Motorbike Racing
Motorbike racing can be extremely dangerous, but it can also extremely fun. With intense jumps, falls, spills and/or thrills, the sport is exciting for both participants and spectators. Let’s look at everything motorbike racing entails.
Motorbike Racing Basics
Basically, the sport races motorcycles on a various tracks. However, the sport has many different types of race tracks and racing techniques that break the basic idea into some extreme subsets. We will look at motocross racing, track racing, street racing and land speed racing.
Motocross Racing
This sport races dirt bike competitors on small dirt tracks with varied hills. Competitors are usually close as they battle for the win because many bikes race on the track –enough to seem overloaded for such a small track. This makes competition fierce and dangerous accidents plentiful.
Track Racing
Track racing is similar to track racing with cars — motorcyclists battle for top racer on a paved track with multiple twists and turns. The speeds are intense, making turns gut-wrenching on a motorcycle, for both the rider and the audience.
Street Racing
Street racing is often illegal, unless proper channels are used to close down the road being raced on or is a legal road rally (in which all racers follow street signs to check in at checkpoints).

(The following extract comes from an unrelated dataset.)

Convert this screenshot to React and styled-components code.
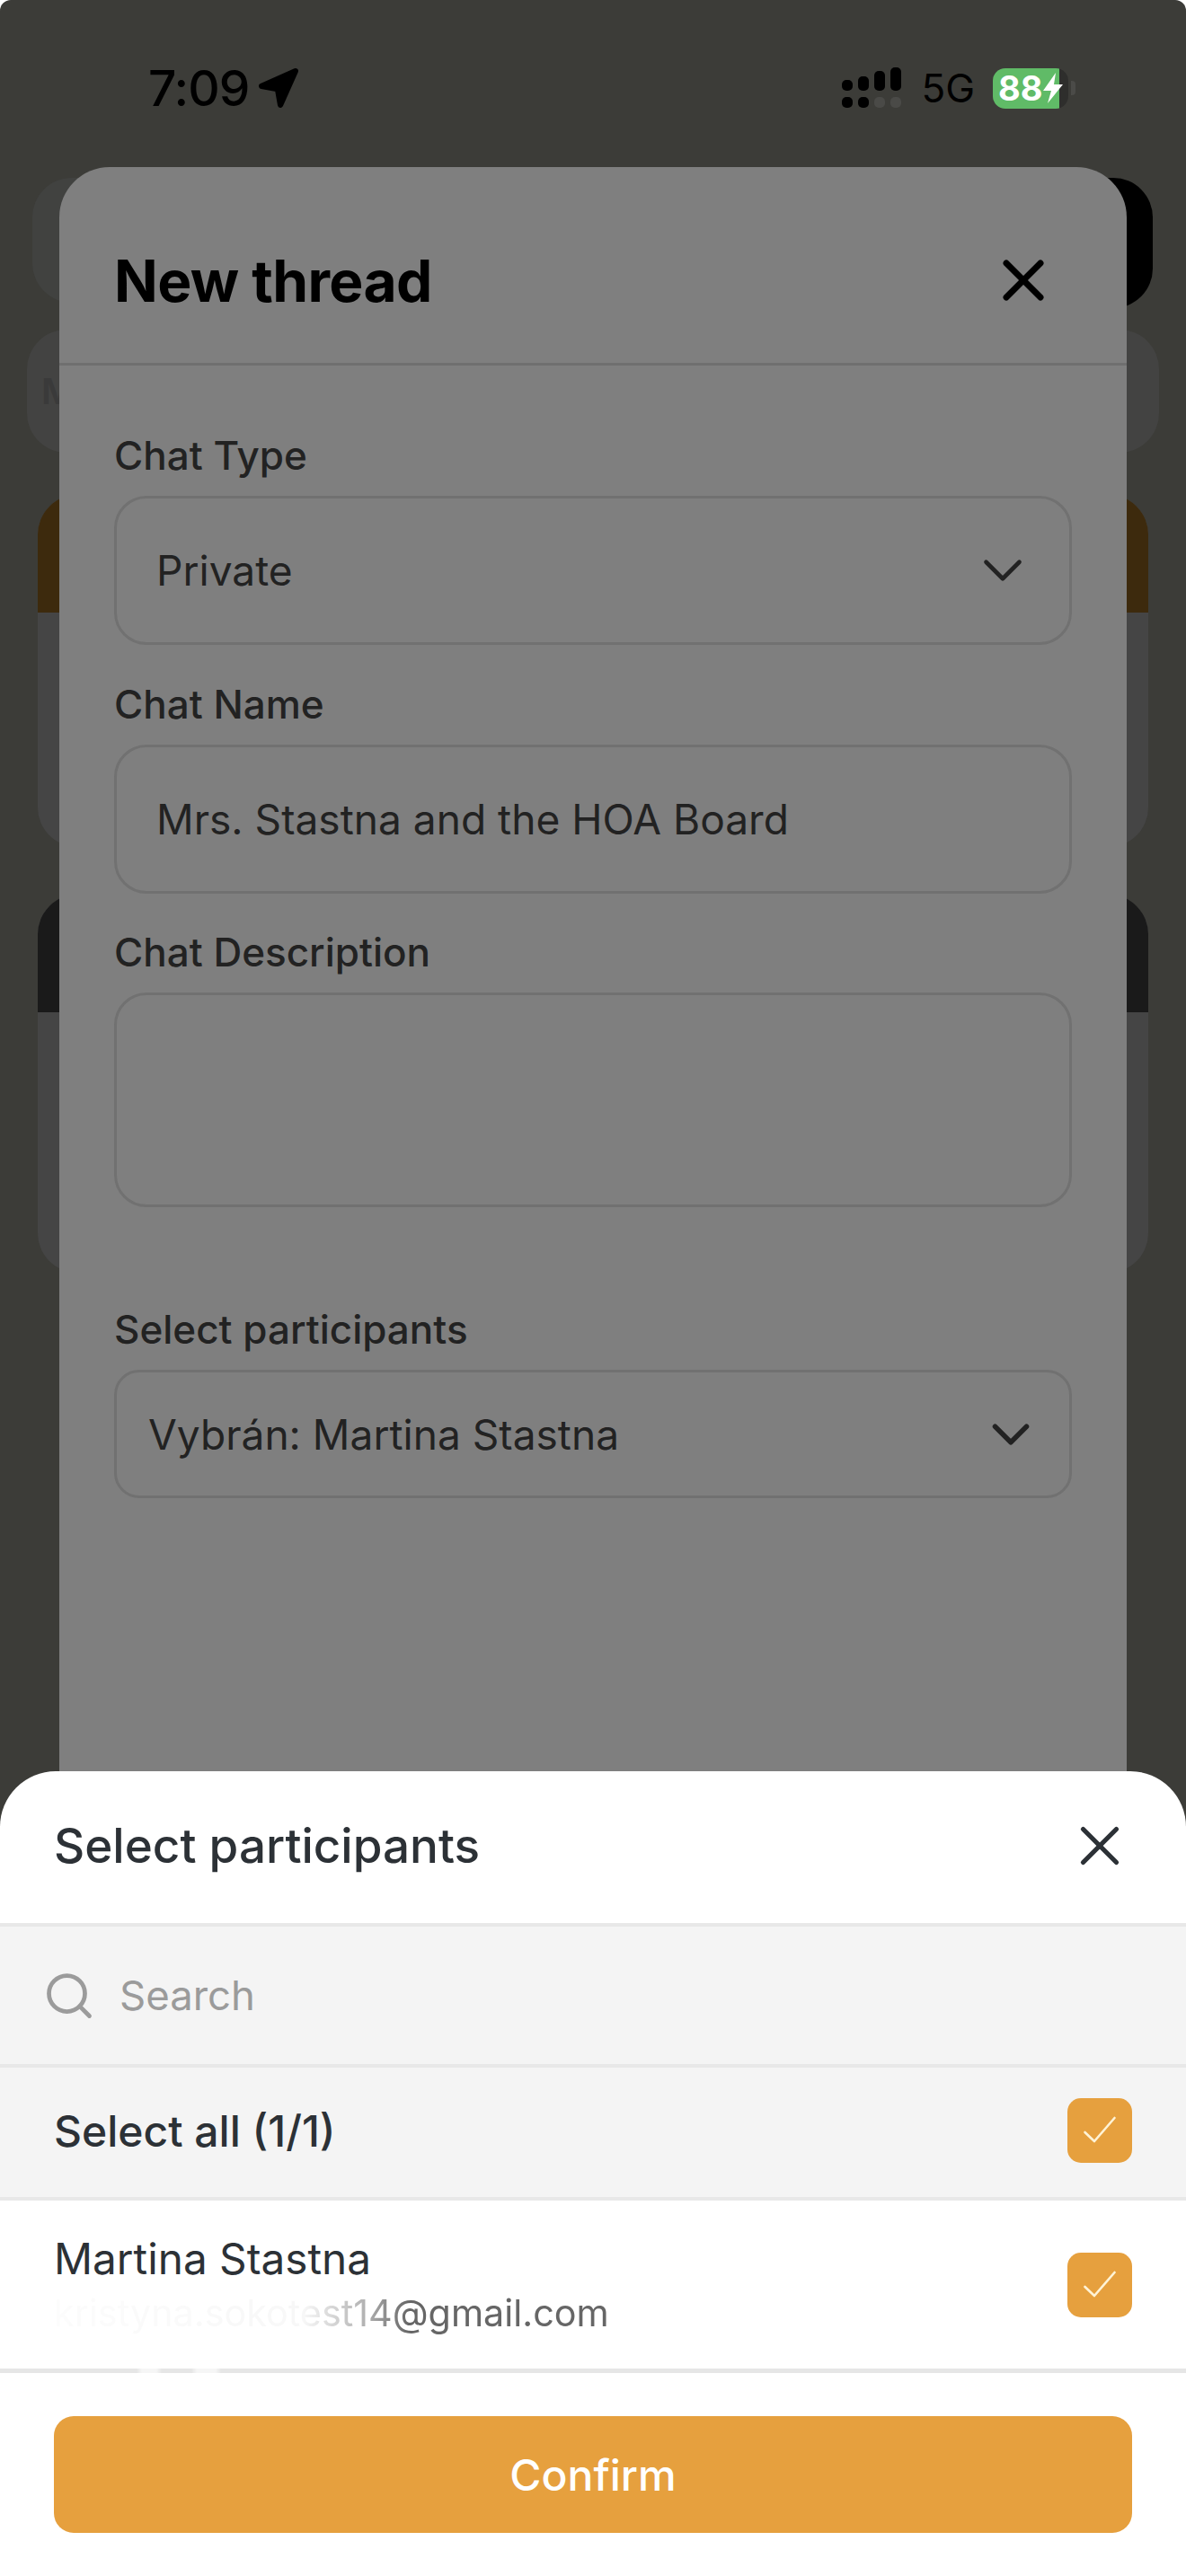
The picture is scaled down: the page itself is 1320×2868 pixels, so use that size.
import React from 'react';
import styled, { createGlobalStyle } from 'styled-components';
import { X, ChevronDown, ChevronLeft, ChevronRight, Search } from 'lucide-react';

const GlobalStyle = createGlobalStyle`
  html, body { margin: 0; padding: 0; background: #fff; }
  * { box-sizing: border-box; }
  body { font-family: Inter, "Liberation Sans", sans-serif; }
`;

const Screen = styled.div`
  position: relative;
  width: 1320px;
  height: 2868px;
  overflow: hidden;
  background: #3c3c38;
  border-radius: 12px 12px 0 0;
`;

/* page behind the dialogs */
const StatusBar = styled.div`
  display: flex;
  justify-content: space-between;
  align-items: center;
  height: 198px;
  padding: 0 123px 2px 165px;
  color: #000;
`;

const TimeGroup = styled.div`
  display: flex;
  align-items: center;
  gap: 10px;
  font-size: 55px;
  font-weight: 500;
  letter-spacing: -1px;
`;

const StatusGroup = styled.div`
  display: flex;
  align-items: center;
`;

const Network = styled.span`
  margin: 0 20px 0 22px;
  font-size: 44px;
  font-weight: 400;
`;

const Battery = styled.div`
  display: flex;
  align-items: center;
  width: 84px;
  height: 45px;
  padding-left: 6px;
  border-radius: 14px;
  background: linear-gradient(90deg, #60bb67 88%, #2e2e2c 88%);
  color: #fff;
  font-size: 38px;
  font-weight: 700;
`;

const BatteryNub = styled.div`
  width: 5px;
  height: 16px;
  margin-left: 3px;
  border-radius: 0 4px 4px 0;
  background: #4b4b48;
`;

const BackRows = styled.div`
  display: flex;
  flex-direction: column;
`;

const TopRow = styled.div`
  display: flex;
  height: 145px;
  padding: 0 37px 0 36px;
`;

const SearchStub = styled.div`
  flex: 1;
  height: 139px;
  border-radius: 44px;
  background: #414240;
`;

const BlackStub = styled.div`
  width: 120px;
  border-radius: 44px;
  background: #000;
`;

const FilterStub = styled.div`
  display: flex;
  justify-content: space-between;
  align-items: center;
  height: 137px;
  margin: 24px 30px 0;
  padding: 0 30px 0 16px;
  border-radius: 44px;
  background: #434342;
  color: #3a3a3a;
  font-size: 40px;
  font-weight: 600;
`;

const StubGroup = styled.div`
  display: flex;
  align-items: center;
  color: #2e2e2e;
`;

const StubLetter = styled.span`
  color: #3a3a3a;
`;

const BackCard = styled.div`
  height: ${(p) => p.$height}px;
  margin: ${(p) => p.$gap}px 42px 0;
  border-radius: 44px;
  overflow: hidden;
  background: #454545;
`;

const BackCardHead = styled.div`
  height: 131px;
  background: ${(p) => p.$color};
`;

/* New thread dialog */
const Dialog = styled.section`
  position: absolute;
  top: 186px;
  left: 66px;
  right: 66px;
  bottom: 0;
  display: flex;
  flex-direction: column;
  border-radius: 56px 56px 0 0;
  background: #7f7f7f;
`;

const DialogHeader = styled.header`
  display: flex;
  justify-content: space-between;
  align-items: center;
  height: 221px;
  padding: 34px 77px 0 61px;
  border-bottom: 3px solid #6f6f6f;
  color: #000;
`;

const DialogTitle = styled.h1`
  margin: 0;
  font-size: 64px;
  font-weight: 700;
  letter-spacing: -0.6px;
`;

const Form = styled.div`
  display: flex;
  flex-direction: column;
  padding: 72px 61px 0;
`;

const Label = styled.label`
  height: 56px;
  margin: ${(p) => p.$top || 0}px 0 17px;
  color: #222;
  font-size: 44px;
  font-weight: 500;
  line-height: 56px;
`;

const FieldBox = styled.div`
  display: flex;
  justify-content: space-between;
  align-items: center;
  height: ${(p) => p.$height}px;
  padding: 0 ${(p) => p.$right}px 0 ${(p) => p.$left}px;
  border: 3px solid #717171;
  border-radius: ${(p) => p.$radius}px;
  color: #222;
  font-size: 46.1px;
`;

/* Select participants sheet */
const Sheet = styled.section`
  position: absolute;
  left: 0;
  right: 0;
  bottom: 0;
  height: 896px;
  display: flex;
  flex-direction: column;
  border-radius: 62px 62px 0 0;
  background: #fff;
  color: #2c3136;
`;

const SheetHeader = styled.header`
  display: flex;
  justify-content: space-between;
  align-items: center;
  height: 173px;
  padding: 0 59px 3px 60px;
  border-bottom: 4px solid #e8e8e8;
`;

const SheetTitle = styled.h2`
  margin: 0;
  font-size: 53px;
  font-weight: 500;
`;

const SearchRow = styled.div`
  display: flex;
  align-items: center;
  gap: 26px;
  height: 157px;
  padding: 0 0 0 47px;
  border-bottom: 4px solid #e8e8e8;
  background: #f4f4f4;
  color: #9b9b9b;
  font-size: 45.5px;
`;

const OptionRow = styled.div`
  display: flex;
  justify-content: space-between;
  align-items: center;
  height: 148px;
  padding: 0 60px 4px;
  border-bottom: 4px solid #e8e8e8;
  background: #f4f4f4;
`;

const PersonRow = styled.div`
  display: flex;
  justify-content: space-between;
  align-items: center;
  height: 187px;
  padding: 0 60px;
  background: #fff;
`;

const OptionText = styled.span`
  font-size: 48px;
  font-weight: 500;
`;

const Person = styled.div`
  display: flex;
  flex-direction: column;
  gap: 6px;
`;

const PersonName = styled.span`
  font-size: 47.7px;
  font-weight: 400;
  line-height: 56px;
`;

const PersonEmail = styled.span`
  color: #666;
  font-size: 41.3px;
  line-height: 52px;
  -webkit-mask-image: linear-gradient(90deg, rgba(0, 0, 0, 0.02) 0, rgba(0, 0, 0, 0.05) 45%, rgba(0, 0, 0, 0.5) 56%, #000 64%);
  mask-image: linear-gradient(90deg, rgba(0, 0, 0, 0.02) 0, rgba(0, 0, 0, 0.05) 45%, rgba(0, 0, 0, 0.5) 56%, #000 64%);
`;

const CheckBox = styled.div`
  display: flex;
  justify-content: center;
  align-items: center;
  width: 72px;
  height: 72px;
  border-radius: 15px;
  background: #e6a03e;
`;

const FooterRule = styled.div`
  height: 5px;
  background: linear-gradient(
    90deg,
    #e6e6e6 152px,
    #f6f6f6 158px,
    #f6f6f6 174px,
    #e6e6e6 180px,
    #e6e6e6 213px,
    #f6f6f6 219px,
    #f6f6f6 240px,
    #e6e6e6 246px
  );
`;

const Footer = styled.div`
  flex: 1;
  padding: 48px 60px 0;
`;

const ConfirmButton = styled.button`
  display: block;
  width: 100%;
  height: 130px;
  border: 0;
  border-radius: 22px;
  background: #e6a03e;
  color: #fff;
  font-family: inherit;
  font-size: 48px;
  font-weight: 500;
`;

function LocationArrow() {
  return (
    <svg width="46" height="46" viewBox="0 0 44 44">
      <path d="M40 4 L4 20 L21 23 L24 40 Z" fill="#000" stroke="#000" strokeWidth="6" strokeLinejoin="round" />
    </svg>
  );
}

function SignalBars() {
  const tops = [88, 84, 78, 74];
  return (
    <svg width="66" height="46" viewBox="0 0 66 46">
      {tops.map((top, i) => (
        <g key={top}>
          <rect x={i * 18} y={top - 74} width="12" height={100 - top} rx="5" fill="#000" />
          <rect x={i * 18} y="33" width="12" height="12" rx="5" fill={i < 2 ? '#000' : '#4a4a47'} />
        </g>
      ))}
    </svg>
  );
}

function Bolt() {
  return (
    <svg width="24" height="34" viewBox="0 0 24 34">
      <path d="M15 0 L1 20 L10 20 L6 34 L23 13 L13 13 Z" fill="#fff" />
    </svg>
  );
}

function TickBox() {
  return (
    <CheckBox>
      <svg width="40" height="40" viewBox="0 0 40 40">
        <path d="M3.5 22 L14 32 L36.5 6" fill="none" stroke="#fff3d6" strokeWidth="2.6" strokeLinecap="round" strokeLinejoin="round" />
      </svg>
    </CheckBox>
  );
}

export default function App() {
  return (
    <Screen>
      <GlobalStyle />
      <StatusBar>
        <TimeGroup>
          7:09
          <LocationArrow />
        </TimeGroup>
        <StatusGroup>
          <SignalBars />
          <Network>5G</Network>
          <Battery>
            88
            <Bolt />
          </Battery>
          <BatteryNub />
        </StatusGroup>
      </StatusBar>
      <BackRows>
        <TopRow>
          <SearchStub />
          <BlackStub />
        </TopRow>
        <FilterStub>
          <StubGroup>
            <StubLetter>M</StubLetter>
            <ChevronLeft size={30} strokeWidth={4} />
          </StubGroup>
          <StubGroup>
            <ChevronRight size={30} strokeWidth={4} />
          </StubGroup>
        </FilterStub>
        <BackCard $height={392} $gap={47}>
          <BackCardHead $color="#3d2a0d" />
        </BackCard>
        <BackCard $height={421} $gap={53}>
          <BackCardHead $color="#1a1a1a" />
        </BackCard>
      </BackRows>

      <Dialog>
        <DialogHeader>
          <DialogTitle>New thread</DialogTitle>
          <X size={76} strokeWidth={2.2} />
        </DialogHeader>
        <Form>
          <Label>Chat Type</Label>
          <FieldBox $height={166} $radius={36} $left={44} $right={37}>
            Private
            <ChevronDown size={74} strokeWidth={1.5} />
          </FieldBox>
          <Label $top={38}>Chat Name</Label>
          <FieldBox $height={166} $radius={36} $left={44} $right={37}>
            Mrs. Stastna and the HOA Board
          </FieldBox>
          <Label $top={37}>Chat Description</Label>
          <FieldBox $height={239} $radius={36} $left={44} $right={37} />
          <Label $top={108}>Select participants</Label>
          <FieldBox $height={143} $radius={28} $left={35} $right={30}>
            Vybrán: Martina Stastna
            <ChevronDown size={70} strokeWidth={1.9} />
          </FieldBox>
        </Form>
      </Dialog>

      <Sheet>
        <SheetHeader>
          <SheetTitle>Select participants</SheetTitle>
          <X size={74} strokeWidth={1.7} />
        </SheetHeader>
        <SearchRow>
          <Search size={60} strokeWidth={1.9} />
          Search
        </SearchRow>
        <OptionRow>
          <OptionText>Select all (1/1)</OptionText>
          <TickBox />
        </OptionRow>
        <PersonRow>
          <Person>
            <PersonName>Martina Stastna</PersonName>
            <PersonEmail>kristyna.sokotest14@gmail.com</PersonEmail>
          </Person>
          <TickBox />
        </PersonRow>
        <FooterRule />
        <Footer>
          <ConfirmButton>Confirm</ConfirmButton>
        </Footer>
      </Sheet>
    </Screen>
  );
}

However, even being illegal, street racing still occurs.
Land Speed Racing
This race is a one-person per track timed race. Competitors race against the clock in this intense race on a flat, straight raceway, reaching speeds as fast as possible to win title. The speeds exceeding 300 mph — very dangerous speeds in any vehicle, but especially dangerous on a motorcycle.
Motorbike racing encompasses many extreme subsets, making each set an extremely exciting sport for everyone involved. Dangers are plentiful, but the extreme fun can often offset the dangers involved.